New York was never aggressive with him, placing him in the GCL in 2010, his fourth-straight season in a rookie-level league. When he showed improvement in his control, striking out four times as many as he walked, the Yanks bumped him to Single-A Charleston. He threw just 15 innings, but was a mess once more: just seven whiffs per nine, nearly six walks per nine, and a 4.70 ERA.
After holding him back for so long, the Yankees took an aggressive tactic with the now 22-year-old Quintana, sticking him in High-A to start the 2011 season. He was surprisingly good, starting 12 games and relieving in another 18, while racking up 102 frames and a 2.91 ERA, on the strength of a pi-shaped K/BB.
That was the last season the Yankees had control of Quintana, though, and he left the team as a minor-league free agent. The White Sox signed him just a week after he was granted free agency, and assigned him to Double-A Birmingham. This promotion went as well as the last, with Quintana posting nearly identical peripherals in 48 innings.
Chicago called the 23-year-old -- who was now moving at an age-appropriate pace despite his earlier running in place -- up to the majors in early May, using the new powers invested in them by the collective bargaining agreement. This new rule added a 26th man to the roster in case of doubleheaders, without penalty of option use. Quintana didn't start, but he might as well have, as he faced 20 batters and threw 80 pitches, allowing just three baserunners in the process. The White Sox returned him to the minors following the game, as per the rules, but he was back up just a few weeks later.
Since May 25, he's been in the White Sox rotation, and even threw in an extra-inning relief appearance for good measure. Quintana has thrown eight innings in each of his last two starts, and hasn't allowed a run in that stretch. He also hasn't allowed a walk since June 6, when he sent Kelly Johnson to first in the second. That's 97-straight batters faced without issuing a walk -- a clean first inning tonight would give him an even 100, but he'll need to keep it going for at least one more start to get his walk rate under one per nine innings.

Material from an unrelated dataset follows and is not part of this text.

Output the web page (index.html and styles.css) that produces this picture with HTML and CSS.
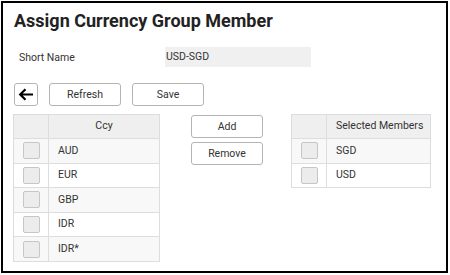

Quintana doesn't strike out a ton of batters, but he does have effective swing-and-miss stuff. His fastball, despite sitting under 90 miles per hour, has induced whiffs 12 percent of the time, or, twice as often as you'd expect. Except for his curve, none of his other offerings come close to being even average in this regard, though, hence the lack of punch outs overall. He has control of all of them now, though -- he's a long way from his Rookie League days -- and has the 2.2 walks per nine rate over the last two seasons to show for it.
He'll have to keep that control if he wants to succeed in the majors, as any Twins hurler could tell you. And Quintana is certainly no sure thing to keep his control as ridiculous as it currently is, especially once the league has seen more of this upstart, non-prospect from Double-A. But his first 40 innings in the majors are a reminder that, just like some top prospects don't always work out, the forgotten guys can occasionally surprise you if given the chance.